Connecting Customer Support with Product Strategy

[Published 6/14/2023 via Mind the Product industry blog ]
In my earlier article Why customer support is a vital part of brand promise I talked about how customer support that’s integrated into product strategy and executed well can become a valuable differentiating “feature”.  Within that, impactful and effective support is the outcome of intentional business strategy, highly functioning operational capabilities, and organizational leadership that can recruit, empower, engage and grow teams alongside customer-facing tools and technologies to deliver the intended customer experiences. 

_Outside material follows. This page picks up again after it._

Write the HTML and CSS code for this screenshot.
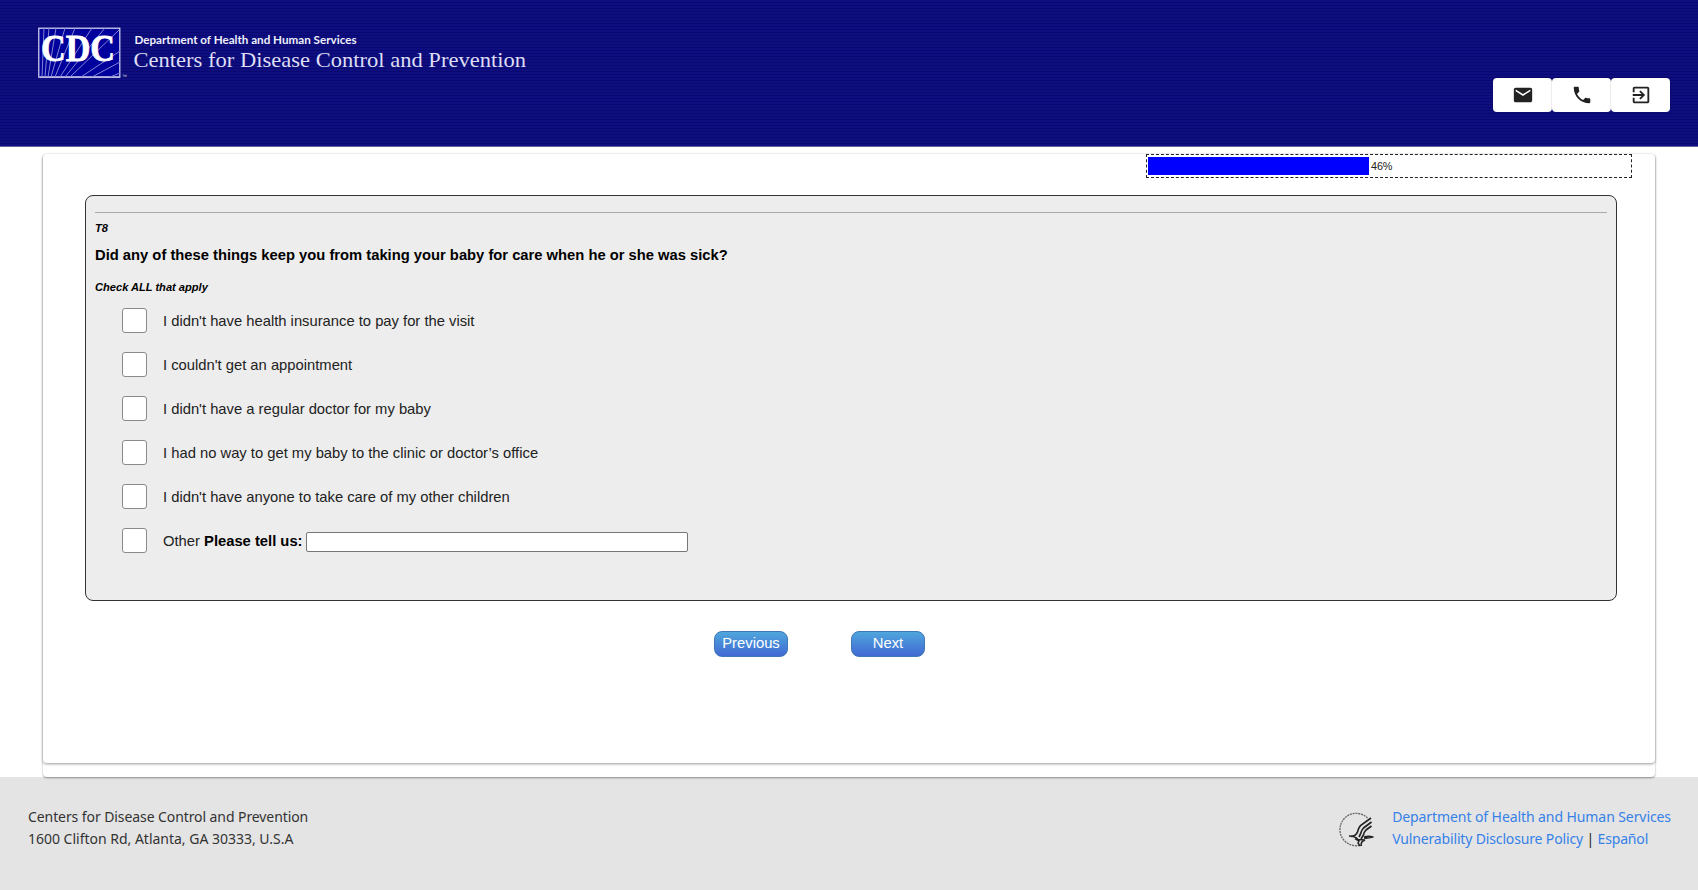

Taking the next step, what are some tangible ways organizations can introduce and integrate support into a product strategy? I have some insights based on experience, but every organization will have its own needs, parameters and requirements. Perhaps this can spark discussions or ideas for your own organization. And if you’ve done this or had some learnings, please share in the comments, I’d love to hear!

Customer Support as a Product Management perspective

Some ways Product Managers can integrate with Customer Support is to treat it like a product feature, both literally and as a stakeholder collaboration.

Planfully bring support into the product as a frictionless connection in the UI to resources and content when and where customers may have a support need. Intuit is one example that’s very good with this- where a workflow or element may be complex or confusing, they surface a “whats this” tag that links to relevant help content and then to support contacts if users still need more help. Tools like Pendo and Whatfix make these kinds of integrations seamless and powerful.

Partner with support to build, brand and operate self-help, online, interactive and direct support resources. There are huge collaboration opportunities across product and support around which content and channels might be needed by users when and where they might have questions and need supplemental resources. One example of this we leveraged at Microsoft during release planning was to tag all low severity customer facing defects that weren’t prioritized for a given release and create support knowledge content for them, on which product and support engineers collaborated.

Pull together marketing, product and support to extend the brand promise through support. If your brand mission/promise is “To inspire and innovate”, are product and support partnering to make the support model innovative, and is marketing helping tell that story? At athenahealth, the brand promise could be summarized as innovative healthcare technology and services to help deliver better outcomes”, and we worked closely across product and support teams to build support that was innovative and delivered better (support and product) outcomes.

Leverage support data and insights broadly. Support organizations should work to build and deliver robust value through the data that is their best resource. Support is often the highest volume of interactions that customers have (by far) with a product post-purchase- whether your company has 100, 1,000, or 100,000 support interactions a month, these are a source of tremendous insight around customers, product usage, use case, usability and many other parameters. To capture, synthesize, analyze and create value from this, support can partner with product, onboarding, success, experience, sales and other teams to architect tooling, analytics, reporting and engagement platforms that provide shared value and collaboration around customer and support insights. There are also huge AI opportunities with creating proactive, actionable, real-time support data that can serve as valuable support-product ecosystem platforms.

Customer Support as an organizational framework

Another opportunity to connect product and support is through organizational means. As a support leader, I’ve found a lot of success in structuring formal and meaningful points of collaboration across support and stakeholder organizations through monthly or quarterly joint business reviews to assess strategies, initiatives, results and ongoing planning. This type of engagement can benefit from organizational leadership level support, with visibility through internal communications channels.

An even further step that I’ve seen work extremely well is to embed support resources within product or scrum teams. These can be well structured and defined roles and responsibilities that work as a bi-directional organizational interface between support and these teams to surface and drive joint strategy, plan and roadmap information with support leadership, and formalize the same back into product teams with data from support tooling, analytics, reporting and engagement platforms I mentioned above. At Microsoft, I was in such a role on a database product that was complex to support, with issue handle times 3x to 4x other products. In working with product on a new release, I brought data on the most intractable customer issues, from which with the product team developed UI “wizards”- step by step setup and configuration aids in the product. These eliminated several downstream support issues and were enormously popular with users- a true win-win.

Conclusion

If you connect customer support into the product strategy and execute it well, it can become a valuable differentiating feature because when they are aligned and work well together, they create enormous brand and customer synergies with tangible impacts to retention, LTV, NPS and moreAre there opportunities in your organization to do so?